Monday, September 23, 2019

Freiburg Splinters

On June 10, I introduced splinters, bits and pieces of information that may be of interest to my readers but do not justify writing a blog. This time the splinters from Freiburg will in particular interest my friends from our sister city, Madison.

The Fish Ladder
On Monday, September 16, on my way to the reception for the freshly arrived American students of the Academic Year 2019/2020 in Freiburg (AYF), I passed the river Dreisam on Schwabentorbrücke admiring the new fish ladder.
*Organized annually by the Freiburg-Madison-Gesellschaft (FMG) at the Greiffenegg-Schlössle

The old fish ladder made from wood had become rotten, a process possibly accelerated by the frequent low water levels of the Dreisam laying bare parts of the wood (CC).
*Oakwood permanently kept underwater may be conserved for centuries.

The new fish ladder is made from stones fixed by concrete. Nobody expected it becoming an attraction. In spite of the late hour, people were bathing in the cold waters of the Dreisam, leaving little room for fish to jump. OK, there is no high cotton in Freiburg and in our corn is only growing low due to the lack of rain (CC).

Turning Moats into Playgrounds
Later I passed a sort of valley, a vestige of a moat. Military architect Sébastien Le Prestre de Vauban had it dug when fortifying Fribourg en Brisgau, la Ville de Sa Majesté.

Yes, from 1677 to 1697 Freiburg was a French city under the rule of King Louis XIV presenting an essential link in France’s northern belt of fortifications.

When looking at the photo of today, the allusion Turning Moats into Playgrounds would be appropriate.

Not much is left of Vauban’s masterpiece. Here is the vestige of a tower covered partly by soil.

Stone Fall
End of August during the night, parts of the sill of the former Augustiner Church, now the core of Freiburg’s Augustiner Museum, fell on the sidewalk. Luckily nobody was hurt.

When Red Baron passed during the day, the whole sidewalk was fenced off. Well, it’s the glue again! Remember my blogs about the new university library? This time it was not just a small metal lamella but stones where the most massive part weighed 15 kg.

Nowadays, glues are used everywhere. However, in construction and building work, there should be a CAVEAT. When thermal movements are involved, and the layers of glue become brittle gravity takes over.

Those still hot days in Freiburg are now followed by cooler nights, so the differences in daily temperatures are more significant (CC). In the case of the glued sill thermal dilatation during the day is followed by thermal shrinking during the night stressing the glue. By the way, those lamellae at the windows of the university library are now riveted.

Warming Stripes for GLOBE
Last Friday Red Baron was on the train for his annual class reunion in a suburb of Hamburg.

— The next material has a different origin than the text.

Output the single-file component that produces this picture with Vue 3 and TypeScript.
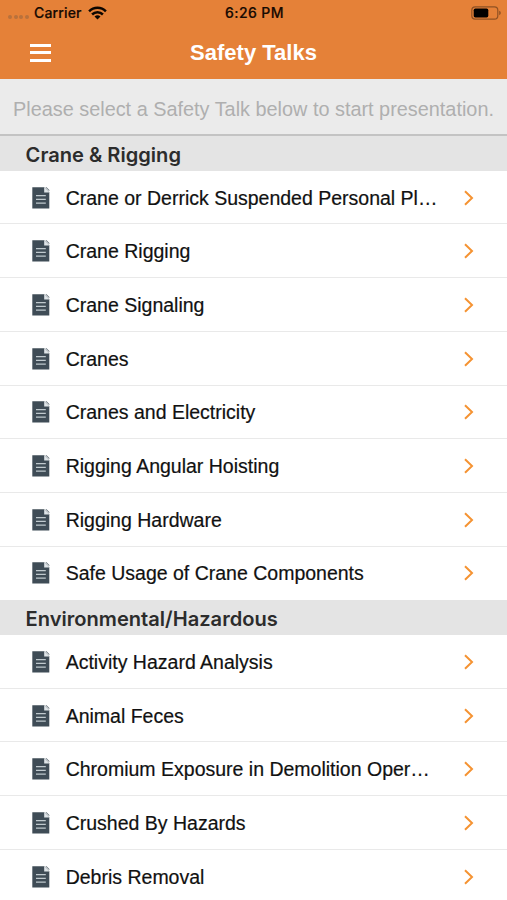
<script setup lang="ts">
interface Section {
  title: string
  talks: string[]
}

const sections: Section[] = [
  {
    title: 'Crane & Rigging',
    talks: [
      'Crane or Derrick Suspended Personal Pl…',
      'Crane Rigging',
      'Crane Signaling',
      'Cranes',
      'Cranes and Electricity',
      'Rigging Angular Hoisting',
      'Rigging Hardware',
      'Safe Usage of Crane Components',
    ],
  },
  {
    title: 'Environmental/Hazardous',
    talks: [
      'Activity Hazard Analysis',
      'Animal Feces',
      'Chromium Exposure in Demolition Oper…',
      'Crushed By Hazards',
      'Debris Removal',
    ],
  },
]
</script>

<template>
  <div class="screen">
    <header class="top">
      <div class="status">
        <div class="status-left">
          <span class="dots"><i v-for="n in 4" :key="n"></i></span>
          <span class="carrier">Carrier</span>
          <svg class="wifi" width="19" height="14" viewBox="0 0 19 14">
            <g fill="none" stroke="#0d0600" stroke-width="2.5">
              <path d="M1.1 5.3a11.9 11.9 0 0 1 16.8 0" />
              <path d="M4.1 8.5a7.6 7.6 0 0 1 10.8 0" />
            </g>
            <path d="M9.5 13.6 6.5 10.6a4.3 4.3 0 0 1 6 0z" fill="#0d0600" />
          </svg>
        </div>
        <span class="time">6:26 PM</span>
        <svg class="battery" width="31" height="14" viewBox="0 0 31 14">
          <rect x="0.8" y="0.8" width="26" height="12.4" rx="3.4" fill="none" stroke="#8f5123" stroke-width="1.2" />
          <rect x="2.7" y="2.6" width="14.6" height="8.8" rx="1.6" fill="#000" />
          <path d="M28.2 4.8q1.6.6 1.6 2.2t-1.6 2.2z" fill="#8f5123" />
        </svg>
      </div>
      <div class="nav">
        <button class="menu" aria-label="Menu"><i></i><i></i><i></i></button>
        <h1>Safety Talks</h1>
      </div>
    </header>
    <p class="prompt">Please select a Safety Talk below to start presentation.</p>
    <section v-for="s in sections" :key="s.title">
      <h2>{{ s.title }}</h2>
      <ul>
        <li v-for="t in s.talks" :key="t">
          <svg class="doc" width="18" height="22" viewBox="0 0 18 22">
            <path d="M.3.2h11.9l5.1 5.2v16.2H.3z" fill="#3f4c56" />
            <path d="M12.2.2v5.2h5.1z" fill="#dfe5e8" />
            <path d="M13.3.2h1.3l2.7 2.9v1.2z" fill="#66737b" />
            <path d="M4 8.6h9.8M4 12.4h9.8M4 16.2h9.8" stroke="#c0c9ce" stroke-width="1.3" />
          </svg>
          <span class="label">{{ t }}</span>
          <svg class="chevron" width="10" height="16" viewBox="0 0 10 16">
            <path d="M1 1.3 8 8 1 14.7" fill="none" stroke="#f59332" stroke-width="2" />
          </svg>
        </li>
      </ul>
    </section>
  </div>
</template>

<style>
body {
  margin: 0;
  overflow: hidden;
}
</style>

<style scoped>
.screen {
  width: 507px;
  height: 900px;
  overflow: hidden;
  background: #fff;
  font-family: 'Liberation Sans', Arial, sans-serif;
}
.top {
  height: 79px;
  background: #e58138;
}
.status {
  display: grid;
  grid-template-columns: 1fr auto 1fr;
  align-items: center;
  height: 26px;
  padding: 0 6px 0 8px;
  box-sizing: border-box;
  font: 500 14px/26px Inter, sans-serif;
  color: #160a02;
}
.status-left {
  display: flex;
  align-items: center;
}
.carrier {
  letter-spacing: 0.15px;
  -webkit-text-stroke: 0.2px;
}
.time {
  letter-spacing: 0.4px;
  -webkit-text-stroke: 0.2px;
}
.dots {
  display: flex;
  gap: 1.6px;
  width: 26px;
  padding-top: 8px;
}
.dots i {
  width: 4px;
  height: 4px;
  border-radius: 50%;
  background: #b9713c;
}
.wifi {
  margin-left: 6px;
}
.battery {
  justify-self: end;
  margin-right: -1px;
}
.nav {
  display: grid;
  grid-template-columns: 60px 1fr 60px;
  align-items: center;
  height: 53px;
}
.menu {
  display: flex;
  flex-direction: column;
  gap: 4.5px;
  width: 21px;
  margin: 0 0 0 30px;
  padding: 0;
  border: 0;
  background: none;
}
.menu i {
  height: 3px;
  background: #fff;
}
h1 {
  margin: 0;
  font-size: 22px;
  line-height: 53px;
  text-align: center;
  color: #fff;
}
.prompt {
  height: 57px;
  margin: 0;
  padding-left: 13px;
  box-sizing: border-box;
  border-bottom: 2px solid #c3c3c3;
  background: #ebebeb;
  color: #afafaf;
  font-size: 19.86px;
  line-height: 60px;
  white-space: nowrap;
}
h2 {
  height: 34.8px;
  margin: 0;
  padding-left: 25.6px;
  background: #e4e4e4;
  color: #2c2c2c;
  font: 600 20.1px/38px Inter, sans-serif;
}
ul {
  margin: 0;
  padding: 0;
  list-style: none;
}
li {
  display: flex;
  align-items: center;
  height: 53.7px;
  padding: 1px 33px 0 32px;
  box-sizing: border-box;
  border-bottom: 1px solid #e9e9e9;
}
li:last-child {
  border-bottom-color: transparent;
}
.doc {
  flex: none;
}
.label {
  margin-left: 15.7px;
  white-space: nowrap;
  font-size: 19.5px;
  line-height: 26px;
  color: #111;
  -webkit-text-stroke: 0.2px;
}
.chevron {
  flex: none;
  margin-left: auto;
}
</style>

Remember the pot of coffee and Butterkuchen served on the ICE (Intercity-Express)? Unfortunately, the quality of the butter cake has degraded over the years. This time I just had a pot of coffee and a hearty bite of a Laugencroissant I had bought at the Freiburg station. The dictionary translates Laugencroissant as a delicate triangular croissant pastry with a slightly salty crust.

Greta started it all.
Because of my train ride, I missed the demonstrations of the Fridays for Future movement both in Freiburg and the Hanseatic city. Still, I am much concerned when thinking of my grandchildren. By placing CC in the text, I reminded you that we start to see the effects of climate change in our everyday life here in Freiburg.

More than 20,000? (©dpa)
While I was on the train, Freiburg saw its greatest crowd in history. More than 20,000, mostly young people demonstrated at the Square of the Old Synagogue for their future in a liveable climate.

On Facebook: Freiburg's mayor was among the crowd (©Fionn Große)

You possibly have seen the “Warming Stripes for GLOBE from 1850-2018” already.

Menetekel not written on the wall but painted on a streetcar (©BZ)
Freiburg’s public transport company now reminds riders of their streetcars that it is nearly too late to stop climate change. They reproduced the Warming Stripes on one of their trams showing the dramatic rise in temperatures during our recent summers.

Meanwhile, our coalition government had entered into its longtime planned discussions at the chancellery in Berlin on what they called a climate package for Germany.

After 19 (!) hours of deliberations, parturient montes, nascetur ridiculus mus as the Latin poet Horace once wrote. Worn-out Angela Merkel went in front of the press and presented the compromise reached between the Christian and the Social Democrats.
*The mountain went into labor and delivered a ridiculous mouse, Horace (65 - 8 v.Chr.), Ars Poetica, Verse 139

The timid measures proposed are too small, they come too late.